Photo by Greg Helgeson

ABBA-dabba-don’t

Osmo Vänskä, the Minnesota Orchestra’s artistic director, charmed audiences with last winter’s program of music by ABBA, the Scandinavian disco fiends. But the super-conductor nearly upstaged the 1970s tunes with a suit that can only be described as definitely not off-the-rack—cream-colored with appliqués of giant flowers and a violin that appeared to be emerging from his backside. Who knew Doc Severinsen was doubling as a fashion consultant?
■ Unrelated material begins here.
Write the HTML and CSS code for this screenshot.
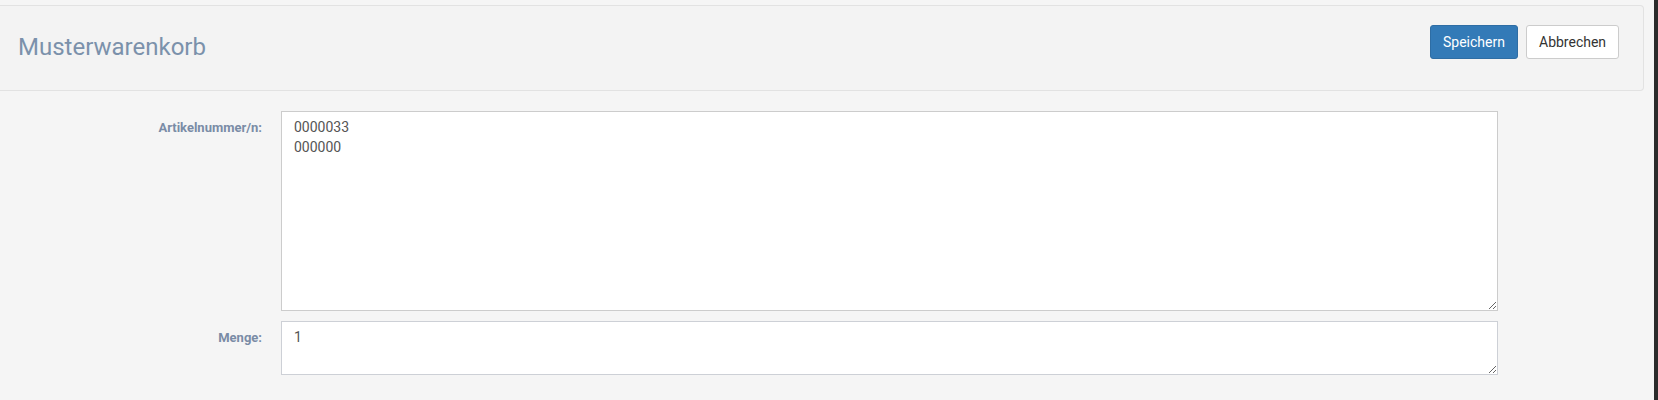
FILE: index.html
```html
<!DOCTYPE html>
<html lang="de">
<head>
<meta charset="utf-8">
<title>Musterwarenkorb</title>
<link rel="stylesheet" href="styles.css">
</head>
<body>
<div class="page">
  <div class="main">
    <div class="panel-header">
      <h1 class="title">Musterwarenkorb</h1>
      <div class="actions">
        <button class="btn btn-primary" type="button">Speichern</button>
        <button class="btn btn-default" type="button">Abbrechen</button>
      </div>
    </div>
    <form class="form">
      <div class="form-row">
        <label class="form-label" for="art">Artikelnummer/n:</label>
        <textarea id="art" class="field field-tall">0000033
000000</textarea>
      </div>
      <div class="form-row">
        <label class="form-label" for="menge">Menge:</label>
        <textarea id="menge" class="field field-short">1</textarea>
      </div>
    </form>
  </div>
  <div class="edge"></div>
</div>
</body>
</html>
```
FILE: styles.css
```css
html, body {
  margin: 0;
  padding: 0;
  height: 100%;
}
body {
  background: #f5f5f5;
  font-family: Roboto, "Liberation Sans", Arial, sans-serif;
  overflow: hidden;
}
.page {
  display: flex;
  height: 400px;
}
.main {
  flex: 1;
  padding-top: 5px;
}
.edge {
  width: 4px;
  background: #2b2b2b;
}
.panel-header {
  box-sizing: border-box;
  height: 86px;
  width: 1644px;
  background: #f3f3f3;
  border: 1px solid #e2e2e2;
  border-left: none;
  border-radius: 0 4px 4px 0;
  padding: 19px 24px 0 18px;
  display: flex;
  justify-content: space-between;
  align-items: flex-start;
}
.title {
  margin: 8px 0 0;
  font-size: 24px;
  line-height: 28px;
  font-weight: 400;
  color: #7b91ab;
}
.actions {
  display: flex;
  gap: 8px;
}
.btn {
  box-sizing: border-box;
  height: 34px;
  font-family: Roboto, "Liberation Sans", Arial, sans-serif;
  font-size: 14px;
  line-height: 20px;
  padding: 6px 12px;
  border-radius: 3px;
  border: 1px solid;
  cursor: pointer;
}
.btn-primary {
  width: 88px;
  background: #337ab7;
  border-color: #2e6da4;
  color: #fff;
}
.btn-default {
  width: 93px;
  background: #fff;
  border-color: #ccc;
  color: #333;
}
.form {
  margin-top: 20px;
  display: flex;
  flex-direction: column;
  gap: 10px;
}
.form-row {
  display: grid;
  grid-template-columns: 262px 1217px;
  column-gap: 19px;
  align-items: start;
}
.form-label {
  text-align: right;
  font-size: 13px;
  line-height: 16px;
  font-weight: 700;
  color: #7a8ca6;
  padding-top: 9px;
}
.field {
  box-sizing: border-box;
  width: 1217px;
  margin: 0;
  border: 1px solid #cccccc;
  border-radius: 0;
  background: #fff;
  padding: 5px 12px;
  font-family: Roboto, "Liberation Sans", Arial, sans-serif;
  font-size: 14px;
  line-height: 20px;
  color: #555;
  resize: both;
  outline: none;
}
.field-tall {
  height: 200px;
}
.field-short {
  height: 54px;
  border-color: #cdd0d6;
}
```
Tim Gihring (a Wisconsin native) is senior writer for Minnesota Monthly.


On Wisconsin

Natural selection at its finest

What does it say about current sex-education programs that three 20-year-old men from southwestern Wisconsin stopped at Wal-Mart to pick up some condoms—on their way to a cemetery to have sex with a corpse? The corpse in question was that of a recent victim of a motorcycle accident, a young woman unknown to the grave robbers. Her obituary photo evidently inspired the young men to dig up her body, according to the criminal complaint. Rather than mail us your sick jokes about the incident, just send money for a memorial wall—to run the length of the Wisconsin-Minnesota border.

Running on empty

Ten gallons of free gas sounded pretty good to Milwaukeeans who ventured out to the giveaway at a local filling station. But how good a deal could it have been when the line of waiting cars stretched for two miles, provoking fistfights and fender-benders (ironic, considering the event was sponsored by Allstate Insurance company, in acknowledgment of Milwaukee residents’ good driving records)? Maybe they thought it was free beer.

Sympathy for the devil

There are many memorials to Holocaust victims, not so many to Adolf Hitler—possibly because he was the most evil man of the 20th century. But try telling that to Ted Junker, who established a shrine to Hitler this summer on his Wisconsin farm. Junker is a German emigrant who says he volunteered to serve during World War II in the Waffen SS, the Nazis’ dreaded paramilitary unit. He claims Hitler is misunderstood, that he wasn’t to blame for starting the war. How about we agree to disagree, and by disagree we mean launch the memorial into space?